Email: M.Clapson@westminster.ac.uk
Department website: http://www.westminster.ac.uk/history
Dr Claire Dwyer, UCL
Dr Claire Dwyer is a Senior Lecturer in social and cultural geography at University College London where she is Deputy Director of the Migration Research Unit. Claire’s research interests are in geographies of ethnicity, gender and religion; transnationalism and diasporas; feminist and multicultural theory. She has undertaken research on Muslim identities in Britain, British South Asian diaspora commodity cultures and new suburban religious landscapes in Britain and Canada. Her publications include Transnational Spaces (co-edited with Peter Jackson and Phillip Crang, Routledge, 2004) and New Geographies of Race and Racism (co-edited with Caroline Bressey, Ashgate, 2008).
Email: claire.dwyer@ucl.ac.uk
Department website: http://www.geog.ucl.ac.uk
Migration Research Unit website: http://www.geog.ucl.ac.uk/mru
Dr Nick Hubble, Kingston University
Dr Nick Hubble, who was born and grew up in the London suburbs, is a former Research Fellow of the Centre for Suburban Studies, Kingston University, and currently Senior Lecturer in English at Brunel University. His monograph, Mass-Observation and Everyday Life (Palgrave, 2006; second edition, 2010), is a cultural history and critical exposition of the famous social research organisation founded in 1937. Other publications include the editorship of two special issues of the online journal Literary London (‘Intermodern London’, 2009, and ‘Middlebrow London’, 2011) and an online journal article ‘The Liminal Persistence of Interwar Suburbs in the Twenty-First Century’.
Email: Nick.Hubble@brunel.ac.uk
Department website: http://www.brunel.ac.uk/arts/english
Intermodern London special: http://www.literarylondon.org/london-journal/march2009/index.html
Middlebrow London special: http://www.literarylondon.org/london-journal/march2011/index.html
Liminal persistence article: http://arts.brunel.ac.uk/gate/entertext/issue_8.htm
Professor Joanne Jacobson,Yeshiva University, New York
Professor Joanne Jacobson is Professor of English at Yeshiva University in New York City. She has taught American studies, American literature and creative writing at the University of Iowa, at the University of Angers, France (as a Fulbright lecturer), and at Middlebury College. She grew up in suburban Chicago (USA) and her memoir Hunger Artist: A Suburban Childhood (Bottom Dog Press/ Bowling Green Station University) appeared in 2007. Professor Jacobson’s academic study Authority and Alliance in the Letters of Henry Adams was published by the University of Wisconsin Press in 1992. Her critical essays and creative non-fiction have appeared in such publications as The Nation, New England Review, Fourth Genre, Massachusetts Review and Michigan Quarterly Review.
Email: jacobson@yu.edu
Department website: http://www.yu.edu/yeshiva-college/ug/english/about
Professor Louise Johnson, Deakin University, Australia
Professor Louise Johnson teaches Australian Studies at Deakin University in Victoria, Australia. She has researched the gendered nature of suburban houses and shopping centre, changing manufacturing workplaces as well as the dynamics of Australian regional economies. Her most recent work has examined Geelong, Bilbao, Singapore and Glasgow as Cultural Capitals (Ashgate 2009) looking at how the arts have been revalued and urban spaces remade by the creative economy. She is currently researching how to build better suburbs, the nature of master planned suburban communities, waterfront renewal, migrants in regional centres and post-colonial planning.

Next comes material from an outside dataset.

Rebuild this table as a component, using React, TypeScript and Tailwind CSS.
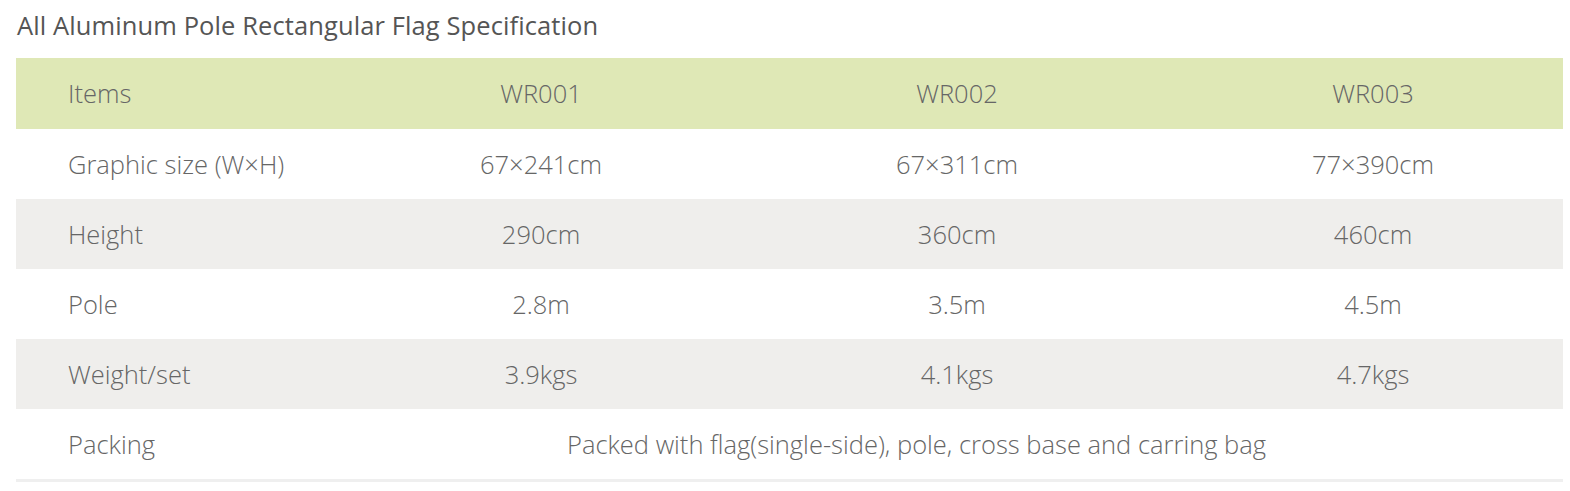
import React from 'react';

type Row = {
  label: string;
  values: string[];
  shaded?: boolean;
};

const rows: Row[] = [
  { label: 'Graphic size (W×H)', values: ['67×241cm', '67×311cm', '77×390cm'] },
  { label: 'Height', values: ['290cm', '360cm', '460cm'], shaded: true },
  { label: 'Pole', values: ['2.8m', '3.5m', '4.5m'] },
  { label: 'Weight/set', values: ['3.9kgs', '4.1kgs', '4.7kgs'], shaded: true },
];

const cols = 'grid grid-cols-[317px_416px_416px_1fr] items-center';

export default function App() {
  return (
    <div className="relative w-[1570px] h-[491px] bg-white font-['Open_Sans',sans-serif] text-[#666]">
      <h1 className="absolute left-[17px] top-[8px] text-[25.5px] leading-[34px] text-[#555] tracking-[0.1px]">
        All Aluminum Pole Rectangular Flag Specification
      </h1>
      <div className="pt-[58px] pl-[16px] w-[1563px]">
        <div className={`${cols} h-[71px] bg-[#dfe8b6] font-light text-[25.5px]`}>
          <span className="pl-[52px]">Items</span>
          <span className="text-center">WR001</span>
          <span className="text-center">WR002</span>
          <span className="text-center pl-[18px]">WR003</span>
        </div>
        {rows.map((r) => (
          <div
            key={r.label}
            className={`${cols} h-[70px] font-light text-[25.5px] ${r.shaded ? 'bg-[#efeeec]' : ''}`}
          >
            <span className="pl-[52px]">{r.label}</span>
            <span className="text-center">{r.values[0]}</span>
            <span className="text-center">{r.values[1]}</span>
            <span className="text-center pl-[18px]">{r.values[2]}</span>
          </div>
        ))}
        <div className={`${cols} h-[73px] border-b-[3px] border-[#efefef] font-light text-[25.5px]`}>
          <span className="pl-[52px]">Packing</span>
          <span className="col-span-3 text-center pr-[63px]">
            Packed with flag(single-side), pole, cross base and carring bag
          </span>
        </div>
      </div>
    </div>
  );
}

Email: louise.johnson@deakin.edu.au
Department website: http://www.deakin.edu.au/arts-ed/shss/australian.php
Dr Becky Nicolaides, UCLA
Becky Nicolaides specializes in the history of North American suburbanization. She is the author of My Blue Heaven: Life and Politics in the Working-Class Suburbs of Los Angeles, 1920-1965 (Chicago, 2002), and co-edited with Andrew Wiese, The Suburb Reader (Routledge, 2006). Her current book project is entitled On the Ground in Suburbia: A Chronicle of Social and Civic Transformation in Los Angeles since 1945. After serving on the faculties of Arizona State University West and University of California San Diego, she has been affiliated since 2007 as a Research Scholar at the UCLA Center for the Study of Women.
Email: bnicolaides@ucla.edu
UCLA Research Centre website: http://www.csw.ucla.edu
Becky Nicolaides webpage: http://www.csw.ucla.edu/people/research-scholars/becky-nicolaides
Professor Philip Nyden, Loyola University, Chicago
Professor Philip Nyden is Distinguished Research Professor of Sociology and Director of the Center for Urban Research and Learning (CURL) at Loyola University Chicago. CURL is a non-traditional research center at that involves community partners in all stages of research from conceptualization and research design to data analysis and report dissemination. Much of Professor Nyden’s work utilizes this collaborative university-community methodological approach; he has written extensively on this subject. Among his publications are: Public Sociology: Research, Action and Change (Pine Forge Press/Sage, 2012); Building Community: Social Science in Action, (Pine Forge Press/Sage, 1997); and “Collaborative Research: Harnessing the Tensions between Researcher and Practitioner” which appeared in The American Sociologist. He has done substantial research on what produces stable racially, ethnically, and economically diverse communities in the U.S. and is currently working on a follow-up to a 1998 national, nine-city study funded by the U.S. Department of Housing and Urban Development and published as a dedicated issue of HUD’s policy journal, Cityscape. He is involved in activist researcher networks linking community-based research across regional and national boundaries. With colleagues at the University of Technology Sydney Shopfront (Australia) and CURL, he co-edits a peer-reviewed journal, Gateways: International Journal of Community Research and Engagement.
Email: pnyden@luc.edu
Center for Urban Research and Learning website: http://www.luc.edu/curl
Dr Timotheus Vermeulen, Radboud University, Nijmegan
Dr Timotheus Vermeulen is lecturer in Cultural Theory at the Radboud University Nijmegen, the Netherlands. He is also co-director of the University’s newly founded Centre for New Aesthetics and founding editor of the academic webzine Notes on metamodernism. Timotheus has published on critical theory, contemporary aesthetics, and film and television in various journals and magazines, collections and catalogues, including The Journal of Aesthetics and Culture, Frieze, and MONU. He is currently working towards a monograph and an edited collection on metamodernism together with Robin van den Akker, and an edited volume on the representation of suburbia with Martin Dines.